The telescope would be more like a tunnel, extending from Earth to my current location. I could travel back through it by following the trail of breadcrumbs I have left. It’s a tunnel of light and the image gets brighter and brighter the closer I get to the planet. As my vision stretches back along this tunnel, I see everything that has ever happened to the Earth.
I see molten rocks spewing from great chasms, burning and letting off acrid smoke and ash. Lava oozing across the surface of the young planet, forming mountains and valleys. Gases mix and mingle atop the solid crust, creating a bubble, an atmosphere, within which, water begins its slow and methodical renovation of the planet. Water adjusts its shape to fill the crevices and cracks left by the lava. Dark pendulous clouds drift in the air, shooting flashes of lightning to the ground. For a long time, the air, the water, the earth, and the fire are all that exist in the light of the Sun.
I see something sprout in one of the oceans. It is a living thing, meaning that it can die. And when it dies, something new arrives to take its place. This process of substitution continues, gradually accelerating. Bacteria begets algae begets everything else. And within this everything else, there are things that move of their own accord, called animals, and things that don’t, called plants and fungi. They spread across the land and water. They change into new things, killing and reproducing and dying.
And within all this chaos, Man arrives. He is born. He decides to order the chaos, to make it purposeful. He creates the illusion of control to prove to himself that his efforts are successful.

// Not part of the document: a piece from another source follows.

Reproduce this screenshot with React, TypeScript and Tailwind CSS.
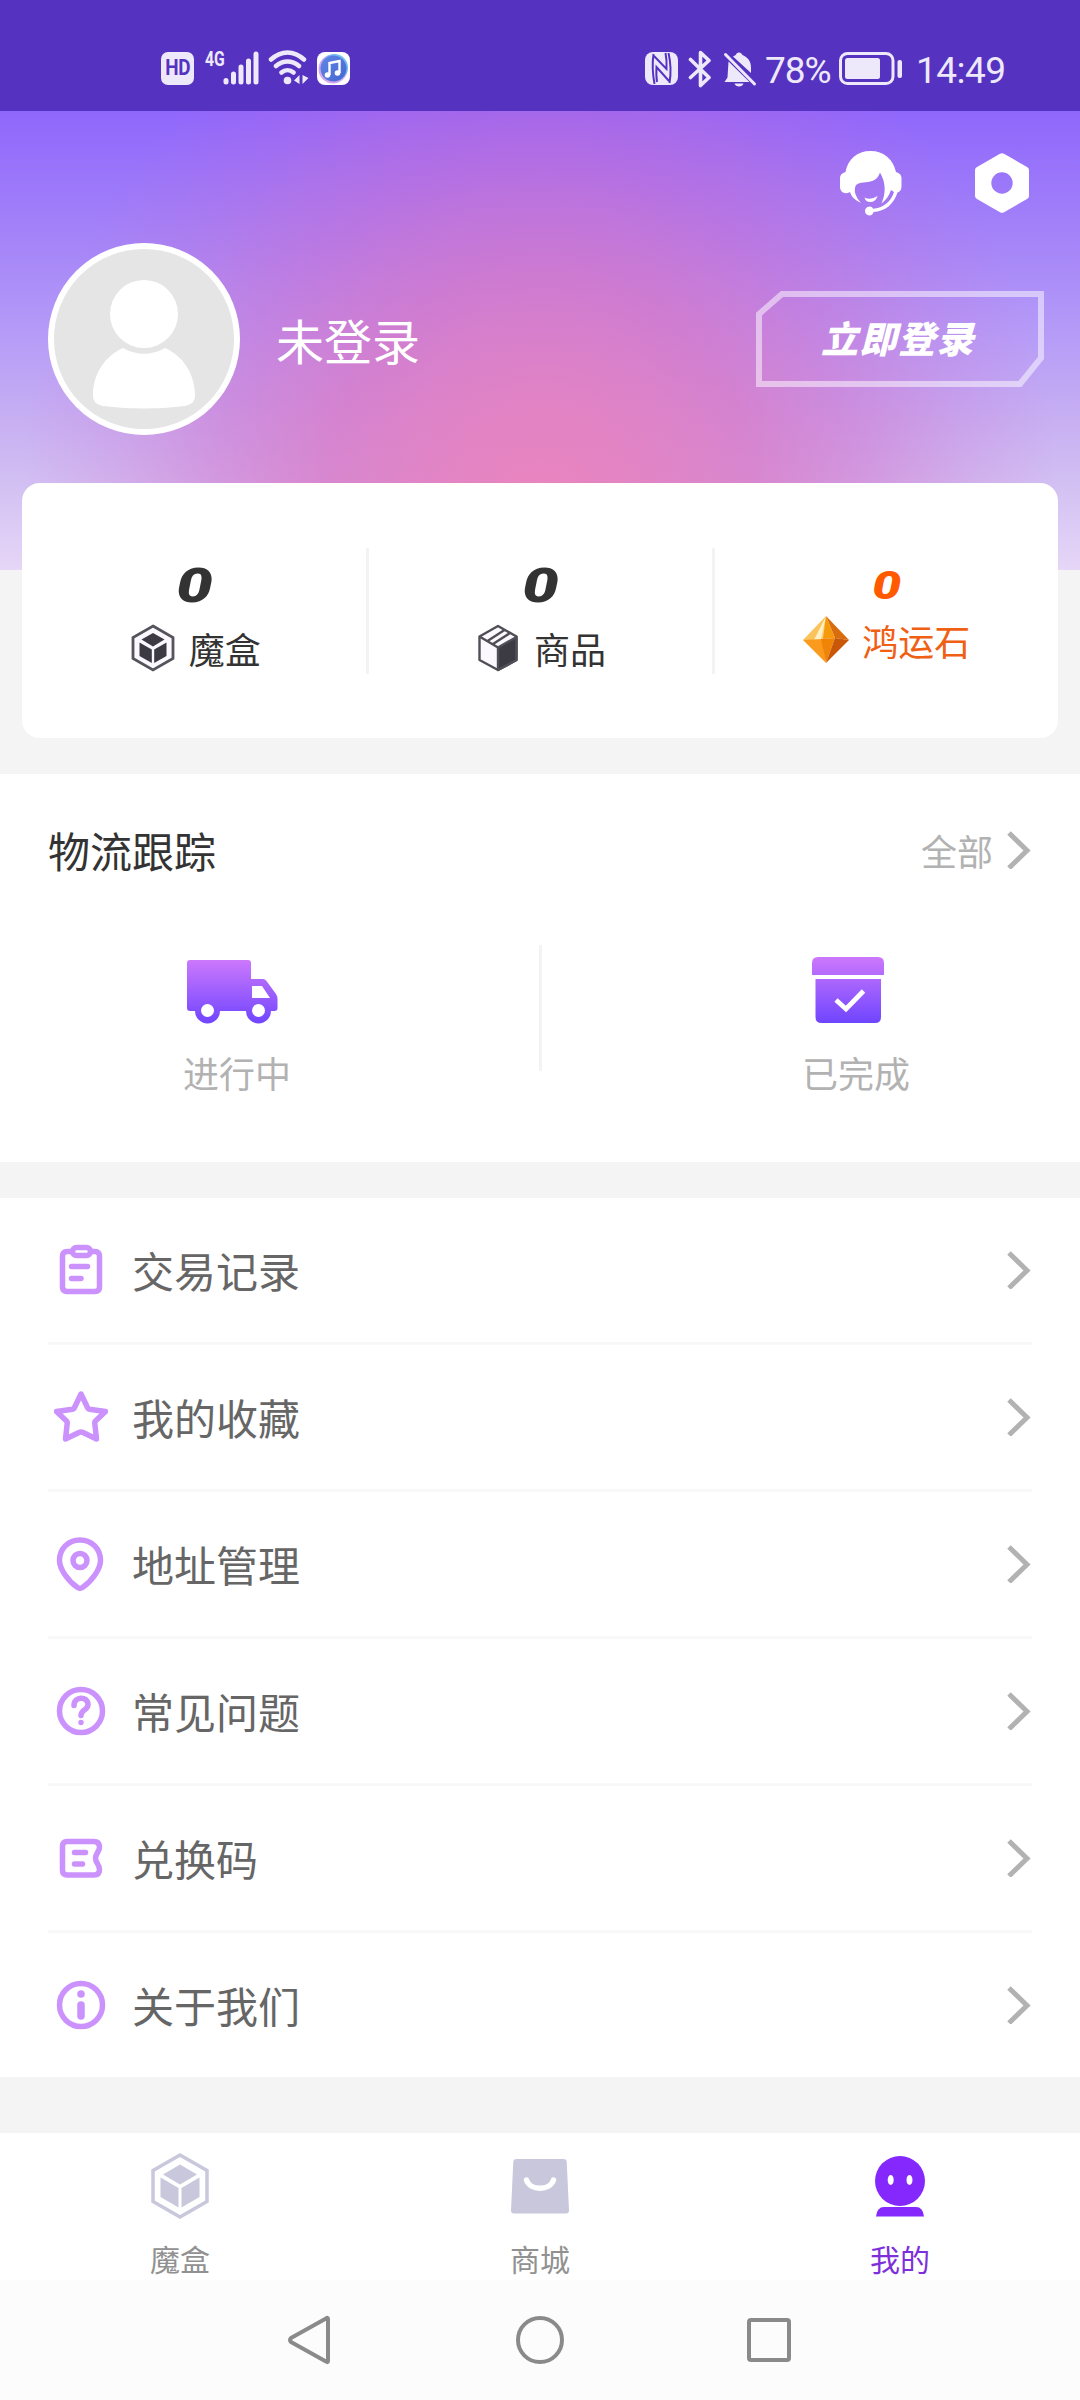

He tells himself that he can own the light and time that surround him. He kills everything he comes across.
At this point, I’m so far through the tunnel that I’m almost on the ground. I see Man building cities that reach for the clouds, reorganizing Earth’s matter to support his needs. He learns that this reorganization is killing things too quickly. He has ruined this planet. He has turned it into waste. So, Man sends some of his own lightyears away through space-time to look for new planets, new places to call home. And it’s hopeless, as I know all too well, because out here, there is nothing.
I know that what I see through my tunnel of light is not entirely accurate. It is a reconstruction of events, a figment of my imagination created from some kind of collective memory that is flavored by both history and myth. The appearance of Man occurred so recently – relative to the age of the planet – that if I were to accurately recount the story of Earth, it would probably not be worth mentioning.
Staring up into the light above the pin-up calendar, I clear my head of all thought, letting words drip from my mouth. The domed reading lamp looks like the porch light that my wife promised she would always leave on for me.
I see the porch light flickering softly as I pull up in my rig, many years before I leave on this one-way trip to the stars. Gnats and moths orbit the dirty bulb, bashing into it and each other, drunk on light. Through the closed front door, I see the home that the porch light represents. There are coasters on the coffee table and clean towels hanging in the bathroom. The water boiler drones its one-note song from behind a cabinet. The air inside smells of us, like cardamom and chamomile. My wife sleeps alone, hugging a pillow that will soon be replaced by my body.
Returning my gaze to the porthole, I look out at the nothing once more. But this time, I don’t see nothing. I see that porch light, flickering by itself in the vast emptiness of space-time. I see it back at the end of my tunnel, all the way home along my trail of bread crumbs. It is unlikely that I will stand in its light ever again, but I see it. I see it somewhere out there on a planet I call Earth and I know that it is the only home I will ever know.